「ジャコブ、ジャコブ」ヴァレリー・ゼナッティ著、長坂道子訳
「ジャコブ、ジャコブ」ヴァレリー・ゼナッティ著、長坂道子訳
わたしは年をとってから本を書く仕事を始めた。しかも「おもしろいことだけやって食べていけるか実験してみよう!」と思い立って始めた。だから「これは自分がやるべき仕事だ」と思えることだけをやるつもり……なんだけど……ゴニョゴニョ。「自分の仕事」の見極めってむずかしい。
さて「ジャコブ、ジャコブ」。

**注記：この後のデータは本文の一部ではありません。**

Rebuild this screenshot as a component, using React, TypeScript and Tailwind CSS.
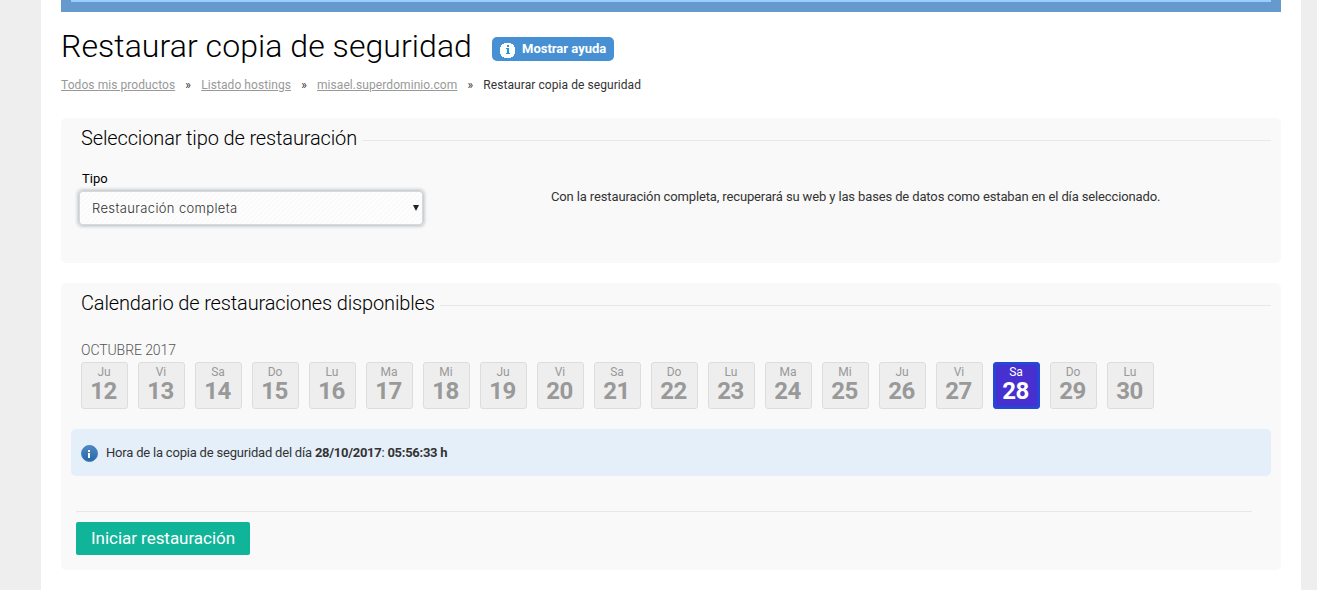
const DAYS: [string, number][] = [
  ['Ju', 12], ['Vi', 13], ['Sa', 14], ['Do', 15], ['Lu', 16], ['Ma', 17], ['Mi', 18],
  ['Ju', 19], ['Vi', 20], ['Sa', 21], ['Do', 22], ['Lu', 23], ['Ma', 24], ['Mi', 25],
  ['Ju', 26], ['Vi', 27], ['Sa', 28], ['Do', 29], ['Lu', 30],
];

const SELECTED_DAY = 28;

function SectionTitle({ children }: { children: string }) {
  return (
    <div className="flex h-10 items-center pl-5 pr-[10px]">
      <h2 className="shrink-0 text-[20px] font-light leading-10 tracking-[-0.135px] text-black">{children}</h2>
      <div className="ml-[5px] mt-[5px] h-px grow bg-[#e8e8e8]" />
    </div>
  );
}

function HelpIcon() {
  return (
    <svg width="16" height="16" viewBox="0 0 16 16" className="mt-[3px] shrink-0" shapeRendering="crispEdges">
      <path d="M4 1h7v1h2v1h1v2h1v7h-1v2h-1v1h-2v1H4v-1H2v-1H1v-2H0V5h1V3h1V2h2z" fill="#fff" />
      <path d="M7 3h2v2H7zM6 6h3v5h1v1H6v-1h1V7H6z" fill="#1b9bd3" />
    </svg>
  );
}

function InfoIcon() {
  return (
    <svg width="17" height="17" viewBox="0 0 17 17" className="mt-[2px] shrink-0">
      <defs>
        <linearGradient id="info" x1="0" y1="0" x2="0" y2="1">
          <stop offset="0" stopColor="#5287c5" />
          <stop offset="1" stopColor="#226aa5" />
        </linearGradient>
      </defs>
      <circle cx="8.5" cy="8.5" r="8" fill="url(#info)" stroke="#4680bf" />
      <path d="M7 5h2v2H7zM7 8h2v5H7z" fill="#fff" />
    </svg>
  );
}

function Crumb({ children }: { children: string }) {
  return (
    <>
      <a href="#" className="text-[#999] underline">{children}</a>
      <span className="w-[26px] text-center">»</span>
    </>
  );
}

export default function App() {
  return (
    <div className="h-[590px] w-[1317px] overflow-hidden bg-[#eee] pl-[41px] pr-4 font-['Roboto',sans-serif] text-[#333] antialiased">
      <div className="h-full bg-white px-5">
        <div className="h-3 bg-[#6699cc] px-[10px]">
          <div className="h-[2px] bg-[#99ccff]" />
        </div>

        <div className="flex h-[60px] items-start pt-[13px]">
          <h1 className="w-[431px] whitespace-nowrap text-[32px] font-light leading-[42px] tracking-[0.06px] text-black">
            Restaurar copia de seguridad
          </h1>
          <button className="mt-3 flex h-6 w-[122px] items-start gap-[6px] whitespace-nowrap rounded-[5px] bg-[#4690d3] pl-2 pt-[2px] text-[13px] font-bold leading-5 text-white">
            <HelpIcon />
            <span>Mostrar ayuda</span>
          </button>
        </div>

        <nav className="flex h-[46px] whitespace-nowrap pt-[3px] text-[12px] leading-5 tracking-[0.07px]">
          <Crumb>Todos mis productos</Crumb>
          <Crumb>Listado hostings</Crumb>
          <Crumb>misael.superdominio.com</Crumb>
          <span>Restaurar copia de seguridad</span>
        </nav>

        <section className="h-[145px] rounded-[5px] bg-[#f9f9f9]">
          <SectionTitle>Seleccionar tipo de restauración</SectionTitle>
          <div className="flex">
            <div className="w-[490px] pl-[18px] pt-[11px]">
              <div className="pl-[3px] text-[13px] leading-5 text-black">Tipo</div>
              <div className="mt-px flex h-9 w-[346px] items-center justify-between rounded-[5px] border border-[#d0d0d0] bg-[repeating-linear-gradient(135deg,#fff_0px,#fff_1px,#fafafa_2px,#fafafa_3.54px)] pl-3 pr-1 shadow-[inset_0_0_0_1px_#d9d9d9,0_0_0_1px_#dcdedf,0_0_0_2px_#e6ebef,0_0_1px_3px_#edf3f8] [margin-left:-1px]">
                <span className="pl-px font-['Inter',sans-serif] text-[13px] font-light leading-5 tracking-[0.36px] text-[#333]">Restauración completa</span>
                <svg width="6" height="6" viewBox="0 0 6 6"><path d="M0 0h6L3 6z" fill="#222" /></svg>
              </div>
            </div>
            <p className="pt-[29px] text-[13px] leading-5 tracking-[-0.13px]">
              Con la restauración completa, recuperará su web y las bases de datos como estaban en el día seleccionado.
            </p>
          </div>
        </section>

        <section className="mt-5 h-[287px] rounded-[5px] bg-[#f9f9f9]">
          <SectionTitle>Calendario de restauraciones disponibles</SectionTitle>
          <div className="px-5 pt-[17px]">
            <div className="h-[22px] text-[14px] font-light leading-5 tracking-[-0.08px] text-[#555]">OCTUBRE 2017</div>
            <div className="flex gap-[10px]">
              {DAYS.map(([name, day]) => (
                <div
                  key={day}
                  className={
                    'flex h-[47px] w-[47px] flex-col items-center rounded-[3px] border ' +
                    (day === SELECTED_DAY
                      ? 'border-[#2549d5] bg-[#472fd0] text-white shadow-[inset_0_0_2px_2px_#2549d5]'
                      : 'border-[#ddd] bg-[#eee] text-[#999]')
                  }
                >
                  <span className="h-4 pr-px text-[12px] leading-[18px]">{name}</span>
                  <span className="pr-[2px] text-[24px] font-bold leading-[25px] tracking-[-0.6px]">{day}</span>
                </div>
              ))}
            </div>
          </div>

          <div className="mx-[10px] mt-5 flex h-[47px] items-start gap-2 rounded-[5px] bg-[#e5effa] pl-[10px] pt-[14px] text-[13px] leading-5 tracking-[-0.2px]">
            <InfoIcon />
            <p>
              Hora de la copia de seguridad del día <b className="tracking-[-0.28px]">28/10/2017</b>: <b className="tracking-[-0.28px]">05:56:33 h</b>
            </p>
          </div>

          <div className="ml-[15px] mr-[29px] mt-[35px] h-px bg-[#e8e8e8]" />
          <button className="ml-[15px] mt-[10px] h-[33px] w-[174px] whitespace-nowrap rounded-[2px] bg-[#10b498] text-[17px] leading-[33px] tracking-[-0.04px] text-white">
            Iniciar restauración
          </button>
        </section>
      </div>
    </div>
  );
}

奇跡みたいなすばらしい本だった。舞台は1940年代のアルジェリア、主人公はユダヤ人一家の末っ子ジャコブ。はっきり言って、わたしとはなんの接点もない遠いお話だ。なのに心を鷲掴みにされ、途中で本を閉じて何度も息を整えなければならないほどの引力があった。
北アフリカのユダヤ人が、宗主国となったフランスのために銃を取り、ドイツ兵と戦う。あぁ、この世はなんて複雑だろう。本書のもうひとつの読みどころは、左ページにそっと添えられた「注」だ。歴史的、宗教的、文化的背景の解説が物語の味わいを深くする。
エッセーの名手として、また語学力を生かした取材で世界の今を伝えるジャーナリストとして知られる長坂道子さんが、初めて小説の翻訳を手がけた。原書を読んで感銘を受けた長坂さんは「これを自分がやらずにどうする」と奮い立ったという(訳者あとがき)。中東のユダヤ人と親族になり、フランスに暮らした経験を持つ彼女以上に本書の訳者にふさわしい人はいないだろう。長坂道子訳「ジャコブ、ジャコブ」の誕生がいちばんの奇跡に思える。
だからね、「これは自分の仕事だ」と奮い立つことをやるべきなんだよね。とつぶやきながらお昼寝をする秋の午後。